PJM delayed the BRA once already after a June 2018 FERC ruling determined its MOPR was unjust and unreasonable because it didn’t address price suppression arising from state subsidies for renewable and nuclear power. The RTO proposed a new rate in October and had hoped for a ruling from the commission by March 15 to no avail.
Ott said Wednesday many stakeholders expressed support for moving ahead as planned. The Electric Power Supply Association said in a press release that the RTO made the right choice and will boost much-needed investor confidence. The group also called on FERC to protect the capacity market from the distortions of nuclear subsidies and those who benefit from them.
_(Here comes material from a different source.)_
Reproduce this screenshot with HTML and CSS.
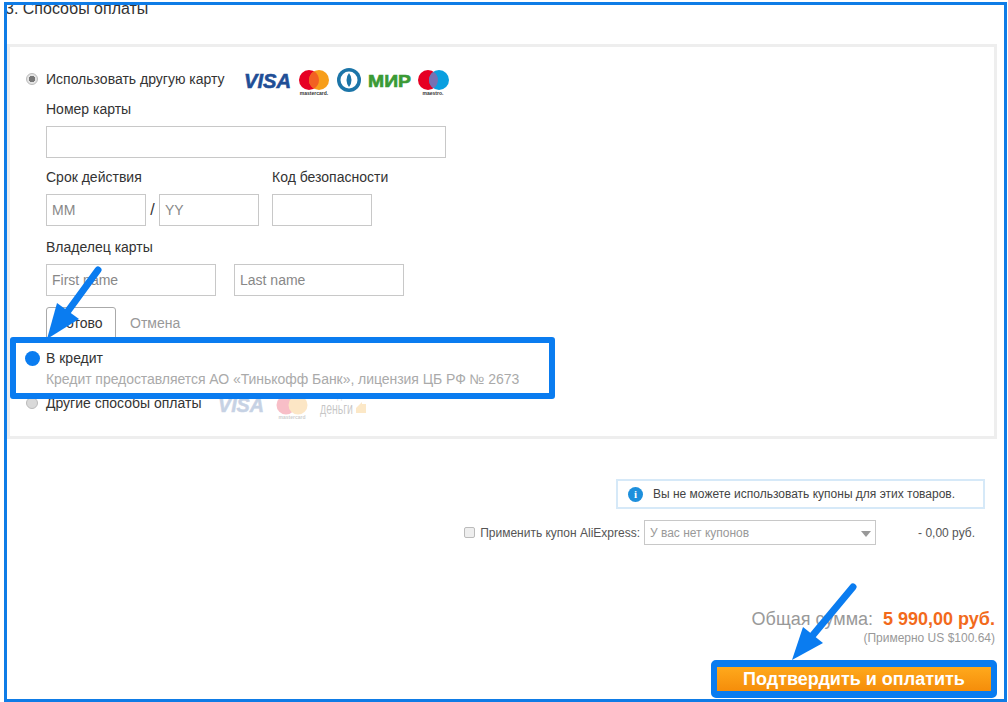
FILE: index.html
```html
<!DOCTYPE html>
<html lang="ru">
<head>
<meta charset="utf-8">
<title>Способы оплаты</title>
<link rel="stylesheet" href="styles.css">
</head>
<body>
<div class="frame">
  <h2 class="heading">3. Способы оплаты</h2>
  <section class="panel">
    <div class="option-row">
      <span class="radio radio-on"></span>
      <span class="option-label">Использовать другую карту</span>
      <svg class="logos" width="210" height="32" viewBox="0 0 210 32">
        <text x="1" y="20" class="visa" fill="#1f4e96" textLength="47" lengthAdjust="spacingAndGlyphs">VISA</text>
        <circle cx="66" cy="12" r="10" fill="#e60023"/><circle cx="76" cy="12" r="10" fill="#f79e1b"/>
        <path d="M71 3.340a10 10 0 0 1 0 17.320a10 10 0 0 1 0-17.320z" fill="#f26122"/>
        <text x="71" y="27" class="micro" text-anchor="middle">mastercard.</text>
        <circle cx="106" cy="12" r="12" fill="#1c75a8"/><circle cx="106" cy="12" r="8.500" fill="#fff"/>
        <path d="M106 5a11 11 0 0 1 0 14a11 11 0 0 1 0-14z" fill="#1c75a8"/>
        <text x="125" y="19" class="mir" fill="#3b9a35" textLength="43" lengthAdjust="spacingAndGlyphs">МИР</text>
        <circle cx="185" cy="12" r="10" fill="#e60023"/><circle cx="196" cy="12" r="10" fill="#0a9fe0"/>
        <path d="M190.500 3.650a10 10 0 0 1 0 16.700a10 10 0 0 1 0-16.700z" fill="#7671b3"/>
        <text x="190" y="27" class="micro" text-anchor="middle">maestro.</text>
      </svg>
    </div>
    <div class="fields">
      <label class="field-label">Номер карты</label>
      <div class="input input-card"></div>
      <div class="field-row gap-card">
        <div class="field-col col-expiry">
          <label class="field-label">Срок действия</label>
          <div class="expiry">
            <div class="input input-short ph">MM</div>
            <span class="slash">/</span>
            <div class="input input-short ph">YY</div>
          </div>
        </div>
        <div class="field-col">
          <label class="field-label">Код безопасности</label>
          <div class="input input-short"></div>
        </div>
      </div>
      <label class="field-label owner">Владелец карты</label>
      <div class="names">
        <div class="input input-name ph">First name</div>
        <div class="input input-name ph">Last name</div>
      </div>
      <div class="actions">
        <button class="btn-done">Готово</button>
        <span class="cancel">Отмена</span>
      </div>
    </div>
    <div class="credit">
      <span class="radio-credit"></span>
      <div>
        <div class="credit-title">В кредит</div>
        <div class="credit-note">Кредит предоставляется АО «Тинькофф Банк», лицензия ЦБ РФ № 2673</div>
      </div>
    </div>
    <div class="option-row other">
      <span class="radio"></span>
      <span class="option-label">Другие способы оплаты</span>
      <svg class="logos-dim" width="160" height="30" viewBox="0 0 160 30">
        <text x="1" y="21" class="visa" fill="#1f4e96" textLength="46" lengthAdjust="spacingAndGlyphs">VISA</text>
        <circle cx="69" cy="14" r="9.500" fill="#e60023"/><circle cx="81" cy="14" r="9.500" fill="#f79e1b"/>
        <text x="75" y="28" class="micro" text-anchor="middle">mastercard</text>
        <text x="110" y="8" class="tiny">Яндекс</text>
        <text x="103" y="23" class="money" textLength="33" lengthAdjust="spacingAndGlyphs">деньги</text>
        <path d="M139 17l6-6v2h4v9h-10z" fill="#f5a623"/>
      </svg>
    </div>
  </section>
  <div class="summary">
    <div class="notice">
      <span class="notice-icon">i</span>
      <span>Вы не можете использовать купоны для этих товаров.</span>
    </div>
    <div class="coupon">
      <span class="check"></span>
      <span class="coupon-label">Применить купон AliExpress:</span>
      <div class="select"><span>У вас нет купонов</span><i class="caret"></i></div>
      <span class="discount">- 0,00 руб.</span>
    </div>
    <div class="total">
      <span class="total-label">Общая сумма:</span>
      <span class="total-value">5 990,00 руб.</span>
    </div>
    <div class="approx">(Примерно US $100.64)</div>
    <div class="pay-box"><button class="pay">Подтвердить и оплатить</button></div>
  </div>
  <svg class="arrow arrow-one" width="100" height="90" viewBox="0 0 100 90">
    <path d="M58 10L28 51" class="shaft"/>
    <path d="M7 79L17 43L39 59z" fill="#0a7cf0"/>
  </svg>
  <svg class="arrow arrow-two" width="100" height="90" viewBox="0 0 100 90">
    <path d="M73 7L33 55" class="shaft"/>
    <path d="M12 80L23 47L43 63z" fill="#0a7cf0"/>
  </svg>
</div>
</body>
</html>
```
FILE: styles.css
```css
* { box-sizing: border-box; }
html, body { margin: 0; padding: 0; background: #fff; }
body { width: 1008px; height: 702px; overflow: hidden; font-family: "Liberation Sans", Arial, sans-serif; color: #333; }
.frame { position: relative; width: 1003px; height: 700px; margin: 2px 0 0 4px; border: 3px solid #0f7ce6; overflow: hidden; }
.heading { margin: -7px 0 0 -2px; height: 46px; font-size: 16px; line-height: 22px; font-weight: 400; color: #333; }
.panel { width: 990px; height: 395px; border: 3px solid #eee; padding: 23px 0 0 16px; position: relative; }
.option-row { display: flex; align-items: flex-start; height: 30px; }
.radio { width: 12px; height: 12px; margin: 3px 8px 0 0; border-radius: 50%; background: #d9d9d9; border: 1px solid #bbb; flex: none; }
.radio-on { background: radial-gradient(circle, #777 0 3px, #e4e4e4 3.500px); }
.option-label { font-size: 14px; line-height: 18px; color: #333; }
.logos { margin: -2px 0 0 18px; overflow: visible; }
.fields { margin-left: 20px; }
.field-label { display: block; font-size: 14px; line-height: 18px; color: #333; }
.input { height: 32px; border: 1px solid #c8c8c8; background: #fff; font-size: 14px; line-height: 30px; padding-left: 5px; }
.ph { color: #888; }
.input-card { width: 400px; margin-top: 8px; }
.field-row { display: flex; gap: 13px; }
.gap-card { margin-top: 10px; }
.field-col { display: flex; flex-direction: column; gap: 8px; }
.expiry { display: flex; align-items: center; }
.input-short { width: 100px; }
.slash { width: 13px; text-align: center; font-size: 16px; color: #333; }
.owner { margin-top: 12px; }
.names { display: flex; gap: 18px; margin-top: 8px; }
.input-name { width: 170px; }
.actions { display: flex; align-items: center; margin-top: 11px; }
.btn-done { width: 70px; height: 32px; border: 1px solid #aaa; border-radius: 3px 3px 0 0; background: #fff; font: 14px "Liberation Sans", Arial, sans-serif; color: #333; padding: 0; }
.cancel { margin-left: 14px; font-size: 14px; color: #999; }
.credit { position: absolute; left: 0; top: 290px; width: 545px; height: 62px; border: 6px solid #0a7cf0; border-radius: 3px; background: #fff; display: flex; padding: 6px 0 0 9px; gap: 6px; z-index: 1; }
.radio-credit { width: 15px; height: 15px; margin-top: 2px; border-radius: 50%; background: #0a7cf0; flex: none; }
.credit-title { font-size: 14px; line-height: 18px; color: #333; }
.credit-note { font-size: 14px; line-height: 18px; margin-top: 3px; color: #aaa; letter-spacing: -.05px; }
.other { position: absolute; left: 16px; top: 347px; }
.logos-dim { margin: -3px 0 0 16px; opacity: .25; }
.visa { font: italic 700 21px "Liberation Sans", Arial, sans-serif; stroke: currentColor; color: #1f4e96; stroke-width: .6px; }
.mir { font: 700 17px "Liberation Sans", Arial, sans-serif; stroke: #3b9a35; stroke-width: .6px; }
.micro { font: 700 5px "Liberation Sans", Arial, sans-serif; fill: #333; }
.tiny { font: 8px "Liberation Sans", Arial, sans-serif; fill: #666; }
.money { font: 16px "Liberation Sans", Arial, sans-serif; fill: #222; }
.summary { display: flex; flex-direction: column; align-items: flex-end; padding: 40px 8px 0 0; }
.notice { width: 369px; height: 30px; margin-right: 11px; border: 2px solid #d6e9f8; display: flex; align-items: center; gap: 10px; padding-left: 10px; font-size: 12px; color: #444; }
.notice-icon { width: 15px; height: 15px; border-radius: 50%; background: #1d8fdc; color: #fff; font: 700 11px/15px "Liberation Serif", serif; text-align: center; }
.coupon { display: flex; align-items: center; margin: 11px 21px 0 0; height: 25px; font-size: 12px; color: #555; }
.check { width: 11px; height: 11px; border: 1px solid #bbb; border-radius: 2px; background: #eee; margin-right: 5px; }
.coupon-label { margin-right: 4px; }
.select { position: relative; width: 232px; height: 25px; border: 1px solid #c8c8c8; padding-left: 5px; line-height: 24px; color: #999; }
.caret { position: absolute; right: 4px; top: 10px; border: 5px solid transparent; border-top: 6px solid #999; border-bottom: 0; }
.discount { width: 99px; text-align: right; }
.total { display: flex; gap: 10px; align-items: baseline; margin: 64px 1px 0 0; }
.total-label { font-size: 18px; color: #999; }
.total-value { font-size: 18px; font-weight: 700; color: #f26a1b; }
.approx { font-size: 12px; color: #999; margin: 1px 1px 0 0; }
.pay-box { width: 286px; height: 38px; margin: 15px -1px 0 0; border: solid #0a7cf0; border-width: 7px 6px; border-radius: 5px; background: #0a7cf0; }
.pay { display: block; width: 100%; height: 100%; border: 0; background: linear-gradient(#ffa91c, #f58d0a); color: #fff; font: 700 18px "Liberation Sans", Arial, sans-serif; padding: 0; }
.arrow { position: absolute; z-index: 2; }
.shaft { stroke: #0a7cf0; stroke-width: 7; stroke-linecap: round; fill: none; }
.arrow-one { left: 33px; top: 255px; }
.arrow-two { left: 773px; top: 575px; }
```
“EPSA opposes delaying the 2019 auction to 2020,” the group wrote. “This is merely an attempt by some to buy time to continue seeking costly subsidies. Such out-of-market payments erode PJM’s markets at the expense of consumers and competition.”
Jason Barker of Exelon called the chosen path “short-sighted.” Exelon joined a coalition of utility companies in a letter to the board requesting a delay until April 2020, citing seven outstanding FERC dockets. Consumer advocacy groups from six states likewise sent their own letter pushing for a delay. (See Stakeholders Tell PJM Board to Delay Capacity Auction.)
“We think the path that PJM is taking will make FERC address the underlying subject of MOPR, which they’ve been reluctant to do so far,” he said. “Why is the balance of interest better served by this path than just the delay?”
PJM spokesman Jeff Shields said the RTO remains obligated to run the BRA and, given the uncertainty, staff decided it was best to move forward under existing rules.
“Certainty is needed and we simply don’t know when FERC is going to act,” Shields said. “We don’t even know whether FERC will respond to this request for clarification or would have responded to an additional request for delay.”